## WHAT YOU NEED TO DO
Transcribe the material in full. Nothing should differ except that the pictures are left out.

## RECORDED INFORMATION
[BEGIN]

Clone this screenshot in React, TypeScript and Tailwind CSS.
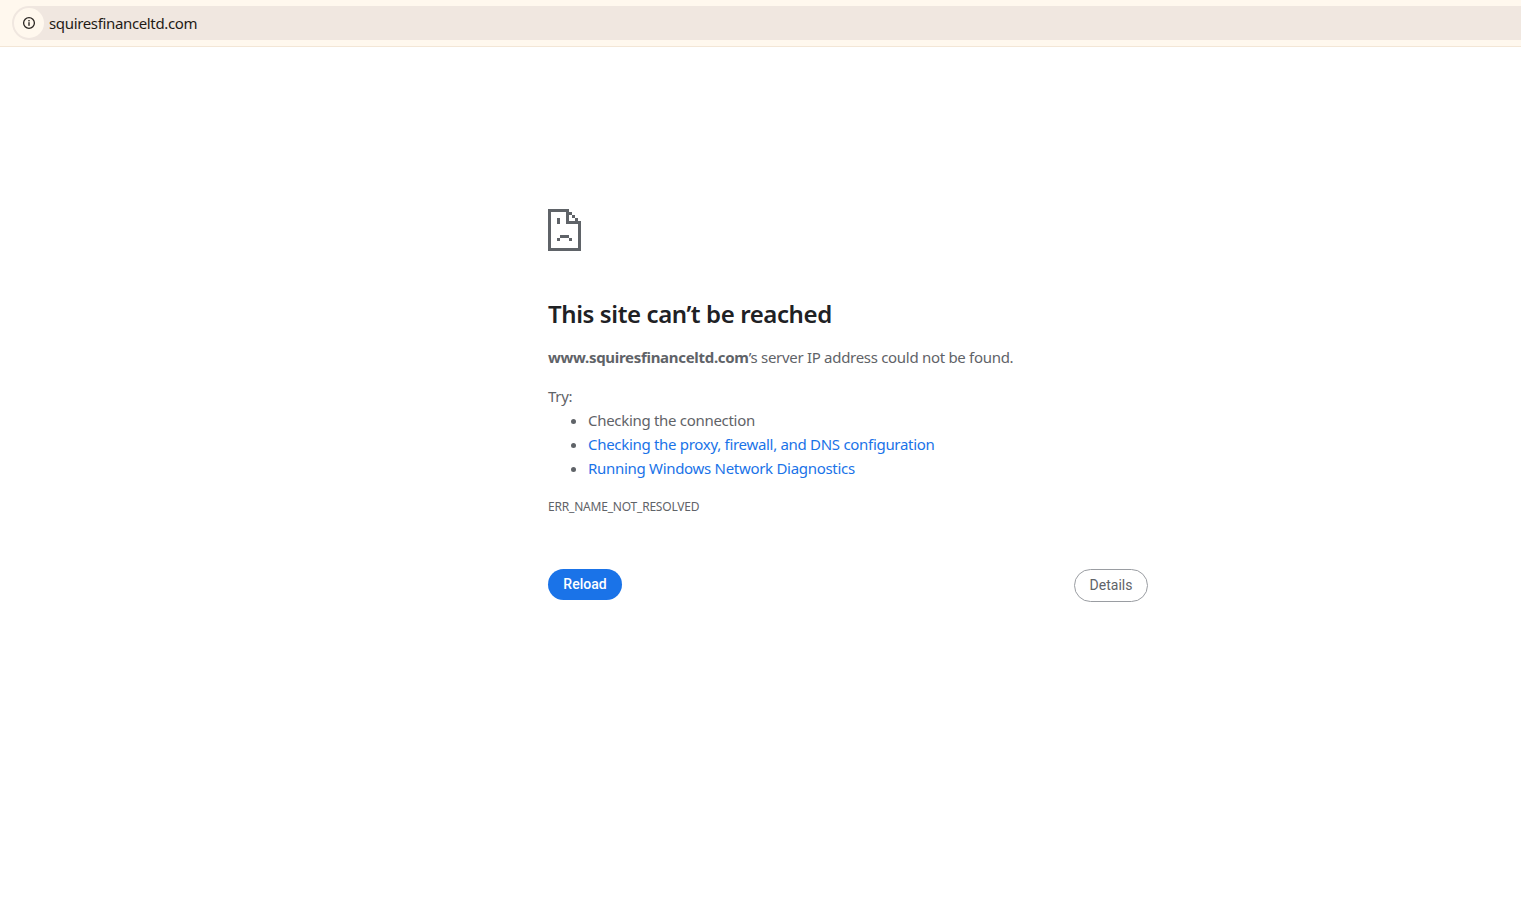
const bodyFont = "font-['Noto_Sans','Liberation_Sans',sans-serif]";

function SadPage() {
  return (
    <svg width="34" height="42" viewBox="0 0 34 42" shapeRendering="crispEdges" fill="#5f6368">
      <rect x="0" y="0" width="3" height="42" />
      <rect x="0" y="0" width="21" height="3" />
      <rect x="0" y="39" width="33" height="3" />
      <rect x="30" y="12" width="3" height="30" />
      <rect x="18" y="0" width="3" height="12" />
      <rect x="18" y="12" width="15" height="3" />
      <rect x="21" y="3" width="3" height="3" />
      <rect x="24" y="6" width="3" height="3" />
      <rect x="27" y="9" width="3" height="3" />
      <rect x="9" y="9" width="3" height="6" />
      <rect x="12" y="26" width="9" height="3" />
      <rect x="9" y="29" width="3" height="3" />
      <rect x="21" y="29" width="3" height="3" />
    </svg>
  );
}

function InfoIcon() {
  return (
    <svg width="14" height="14" viewBox="0 0 14 14" fill="none">
      <circle cx="7" cy="7" r="5.4" stroke="#2b2622" strokeWidth="1.3" />
      <rect x="6.3" y="6.2" width="1.4" height="3.6" fill="#2b2622" />
      <rect x="6.3" y="4" width="1.4" height="1.4" fill="#2b2622" />
    </svg>
  );
}

export default function App() {
  return (
    <div className={`min-h-[913px] bg-white ${bodyFont}`}>
      <div className="h-[47px] bg-[#fff8ee] border-b border-[#f3e6d6] pt-[6px] pl-[12px]">
        <div className="flex h-[34px] items-center rounded-l-[17px] bg-[#f0e7e0]">
          <div className="ml-[2px] flex h-[30px] w-[30px] items-center justify-center rounded-full bg-[#fff8ee]">
            <InfoIcon />
          </div>
          <span className="ml-[5px] text-[15px] tracking-[-0.35px] text-[#1f1b16]">squiresfinanceltd.com</span>
        </div>
      </div>

      <div className="ml-[548px] w-[600px] pt-[162px]">
        <SadPage />
        <h1 className="mt-[46px] text-[24px] leading-[34px] font-semibold tracking-[-0.4px] text-[#202124]">
          This site can&#8217;t be reached
        </h1>
        <p className="mt-[14px] text-[15px] leading-[24px] tracking-[-0.3px] text-[#5f6368]">
          <span className="font-bold">www.squiresfinanceltd.com</span>&#8217;s server IP address could not be found.
        </p>
        <p className="mt-[15px] text-[15px] leading-[24px] tracking-[-0.3px] text-[#5f6368]">Try:</p>
        <ul className="list-disc pl-[40px] text-[15px] leading-[24px] tracking-[-0.3px] text-[#5f6368]">
          <li>Checking the connection</li>
          <li><a className="text-[#1a73e8]">Checking the proxy, firewall, and DNS configuration</a></li>
          <li><a className="text-[#1a73e8]">Running Windows Network Diagnostics</a></li>
        </ul>
        <div className="mt-[15px] text-[12px] leading-[24px] tracking-[-0.2px] text-[#5f6368]">ERR_NAME_NOT_RESOLVED</div>
        <div className="mt-[50px] flex items-start justify-between">
          <button className="h-[31px] w-[74px] rounded-full bg-[#1a73e8] font-['Roboto',sans-serif] text-[14px] font-medium text-white">
            Reload
          </button>
          <button className="h-[33px] w-[74px] rounded-full border border-[#9a9da2] bg-white font-['Roboto',sans-serif] text-[14px] text-[#5f6368]">
            Details
          </button>
        </div>
      </div>
    </div>
  );
}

[END]

## TASK RESULT
Clone this screenshot in React, TypeScript and Tailwind CSS.
const bodyFont = "font-['Noto_Sans','Liberation_Sans',sans-serif]";

function SadPage() {
  return (
    <svg width="34" height="42" viewBox="0 0 34 42" shapeRendering="crispEdges" fill="#5f6368">
      <rect x="0" y="0" width="3" height="42" />
      <rect x="0" y="0" width="21" height="3" />
      <rect x="0" y="39" width="33" height="3" />
      <rect x="30" y="12" width="3" height="30" />
      <rect x="18" y="0" width="3" height="12" />
      <rect x="18" y="12" width="15" height="3" />
      <rect x="21" y="3" width="3" height="3" />
      <rect x="24" y="6" width="3" height="3" />
      <rect x="27" y="9" width="3" height="3" />
      <rect x="9" y="9" width="3" height="6" />
      <rect x="12" y="26" width="9" height="3" />
      <rect x="9" y="29" width="3" height="3" />
      <rect x="21" y="29" width="3" height="3" />
    </svg>
  );
}

function InfoIcon() {
  return (
    <svg width="14" height="14" viewBox="0 0 14 14" fill="none">
      <circle cx="7" cy="7" r="5.4" stroke="#2b2622" strokeWidth="1.3" />
      <rect x="6.3" y="6.2" width="1.4" height="3.6" fill="#2b2622" />
      <rect x="6.3" y="4" width="1.4" height="1.4" fill="#2b2622" />
    </svg>
  );
}

export default function App() {
  return (
    <div className={`min-h-[913px] bg-white ${bodyFont}`}>
      <div className="h-[47px] bg-[#fff8ee] border-b border-[#f3e6d6] pt-[6px] pl-[12px]">
        <div className="flex h-[34px] items-center rounded-l-[17px] bg-[#f0e7e0]">
          <div className="ml-[2px] flex h-[30px] w-[30px] items-center justify-center rounded-full bg-[#fff8ee]">
            <InfoIcon />
          </div>
          <span className="ml-[5px] text-[15px] tracking-[-0.35px] text-[#1f1b16]">squiresfinanceltd.com</span>
        </div>
      </div>

      <div className="ml-[548px] w-[600px] pt-[162px]">
        <SadPage />
        <h1 className="mt-[46px] text-[24px] leading-[34px] font-semibold tracking-[-0.4px] text-[#202124]">
          This site can&#8217;t be reached
        </h1>
        <p className="mt-[14px] text-[15px] leading-[24px] tracking-[-0.3px] text-[#5f6368]">
          <span className="font-bold">www.squiresfinanceltd.com</span>&#8217;s server IP address could not be found.
        </p>
        <p className="mt-[15px] text-[15px] leading-[24px] tracking-[-0.3px] text-[#5f6368]">Try:</p>
        <ul className="list-disc pl-[40px] text-[15px] leading-[24px] tracking-[-0.3px] text-[#5f6368]">
          <li>Checking the connection</li>
          <li><a className="text-[#1a73e8]">Checking the proxy, firewall, and DNS configuration</a></li>
          <li><a className="text-[#1a73e8]">Running Windows Network Diagnostics</a></li>
        </ul>
        <div className="mt-[15px] text-[12px] leading-[24px] tracking-[-0.2px] text-[#5f6368]">ERR_NAME_NOT_RESOLVED</div>
        <div className="mt-[50px] flex items-start justify-between">
          <button className="h-[31px] w-[74px] rounded-full bg-[#1a73e8] font-['Roboto',sans-serif] text-[14px] font-medium text-white">
            Reload
          </button>
          <button className="h-[33px] w-[74px] rounded-full border border-[#9a9da2] bg-white font-['Roboto',sans-serif] text-[14px] text-[#5f6368]">
            Details
          </button>
        </div>
      </div>
    </div>
  );
}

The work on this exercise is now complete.